Written task: Print word for word the first line of the listing below and every line after it, through the line with "import React from". Leave out the pictures and the rest.

Collected material:
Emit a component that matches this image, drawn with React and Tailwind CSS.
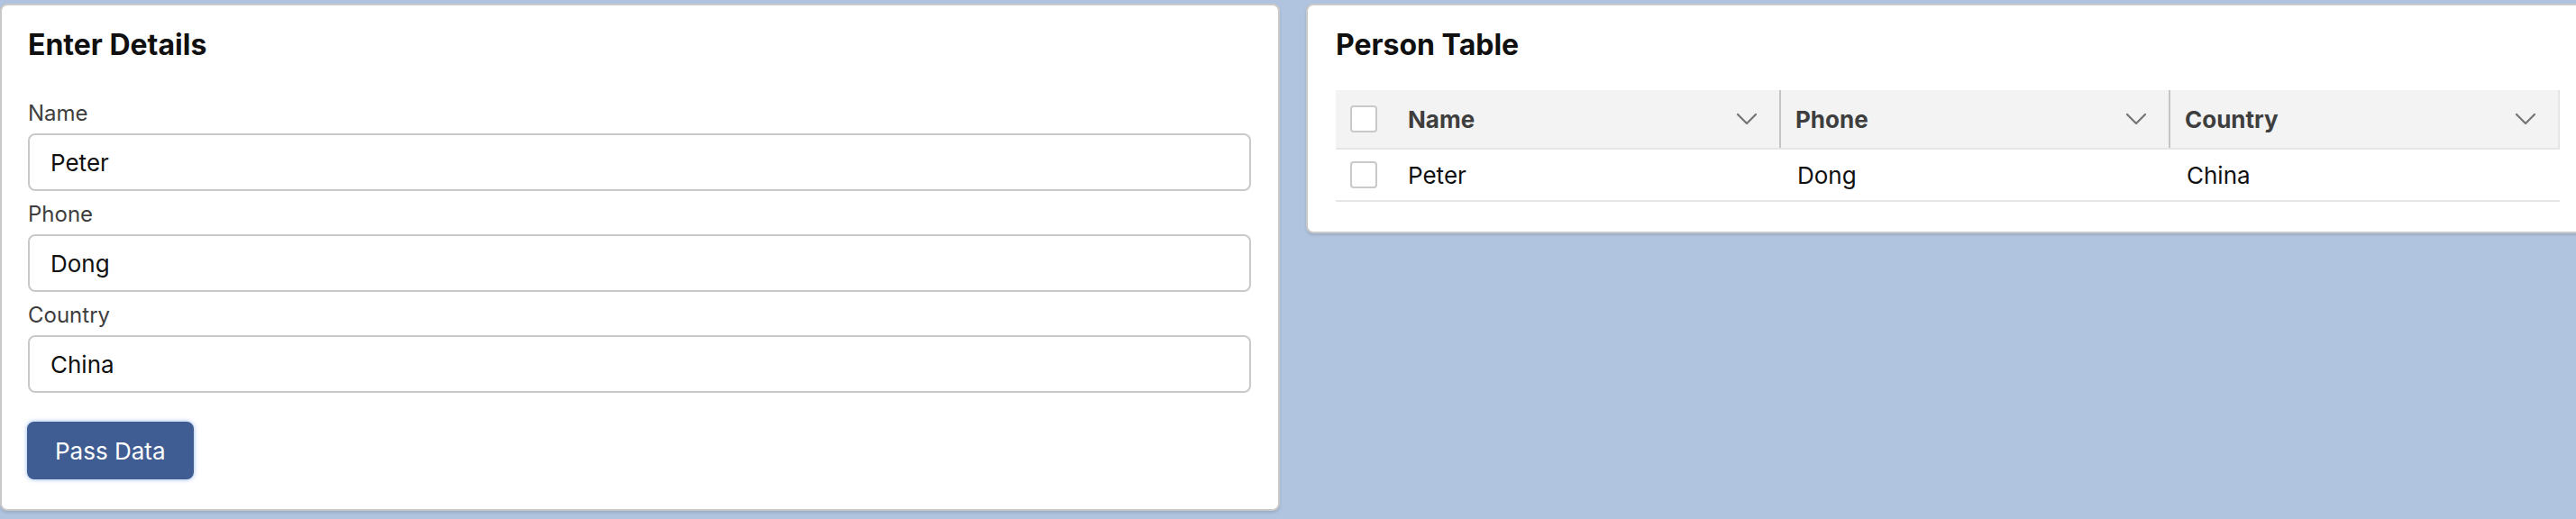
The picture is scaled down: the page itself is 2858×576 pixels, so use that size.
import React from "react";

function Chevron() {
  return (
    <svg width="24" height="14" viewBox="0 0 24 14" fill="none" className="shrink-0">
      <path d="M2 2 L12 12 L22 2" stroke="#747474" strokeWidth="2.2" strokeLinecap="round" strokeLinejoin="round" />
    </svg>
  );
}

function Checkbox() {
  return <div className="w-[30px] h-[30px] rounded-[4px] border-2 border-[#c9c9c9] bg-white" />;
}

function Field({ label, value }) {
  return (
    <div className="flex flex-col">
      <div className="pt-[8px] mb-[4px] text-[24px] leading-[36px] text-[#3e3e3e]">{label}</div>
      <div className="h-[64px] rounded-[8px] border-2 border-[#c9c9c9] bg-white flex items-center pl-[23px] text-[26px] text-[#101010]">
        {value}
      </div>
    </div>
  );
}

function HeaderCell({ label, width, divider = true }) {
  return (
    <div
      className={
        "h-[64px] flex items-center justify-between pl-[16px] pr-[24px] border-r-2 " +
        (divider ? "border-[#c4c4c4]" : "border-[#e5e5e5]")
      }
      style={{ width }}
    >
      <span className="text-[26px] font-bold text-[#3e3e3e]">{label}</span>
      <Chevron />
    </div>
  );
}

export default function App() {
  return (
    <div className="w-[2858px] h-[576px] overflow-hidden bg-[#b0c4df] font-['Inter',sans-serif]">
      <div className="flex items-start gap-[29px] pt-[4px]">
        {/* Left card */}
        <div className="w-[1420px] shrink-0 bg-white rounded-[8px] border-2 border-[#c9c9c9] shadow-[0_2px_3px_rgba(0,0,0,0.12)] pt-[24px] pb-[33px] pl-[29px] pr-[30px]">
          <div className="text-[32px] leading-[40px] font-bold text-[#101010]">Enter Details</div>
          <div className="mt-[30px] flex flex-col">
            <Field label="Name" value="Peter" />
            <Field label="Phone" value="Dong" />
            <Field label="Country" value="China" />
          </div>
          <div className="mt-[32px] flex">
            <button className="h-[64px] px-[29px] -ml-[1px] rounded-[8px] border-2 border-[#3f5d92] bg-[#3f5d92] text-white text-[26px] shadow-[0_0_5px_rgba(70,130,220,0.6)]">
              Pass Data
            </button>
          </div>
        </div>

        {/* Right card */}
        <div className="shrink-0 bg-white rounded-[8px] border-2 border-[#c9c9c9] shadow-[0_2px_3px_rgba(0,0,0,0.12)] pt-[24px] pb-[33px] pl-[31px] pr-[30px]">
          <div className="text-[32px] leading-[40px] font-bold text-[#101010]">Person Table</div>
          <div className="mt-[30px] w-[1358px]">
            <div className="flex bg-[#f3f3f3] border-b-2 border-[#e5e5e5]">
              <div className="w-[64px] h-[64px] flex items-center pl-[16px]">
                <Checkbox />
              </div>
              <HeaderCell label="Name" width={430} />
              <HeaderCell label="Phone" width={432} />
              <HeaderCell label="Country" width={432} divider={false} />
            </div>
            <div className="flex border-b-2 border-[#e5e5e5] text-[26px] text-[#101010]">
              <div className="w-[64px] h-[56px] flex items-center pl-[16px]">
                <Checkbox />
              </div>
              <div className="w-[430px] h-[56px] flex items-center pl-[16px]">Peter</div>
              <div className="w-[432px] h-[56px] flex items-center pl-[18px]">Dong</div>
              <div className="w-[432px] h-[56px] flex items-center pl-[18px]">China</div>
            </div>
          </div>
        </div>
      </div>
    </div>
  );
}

The response:
Emit a component that matches this image, drawn with React and Tailwind CSS.
The picture is scaled down: the page itself is 2858×576 pixels, so use that size.
import React from "react";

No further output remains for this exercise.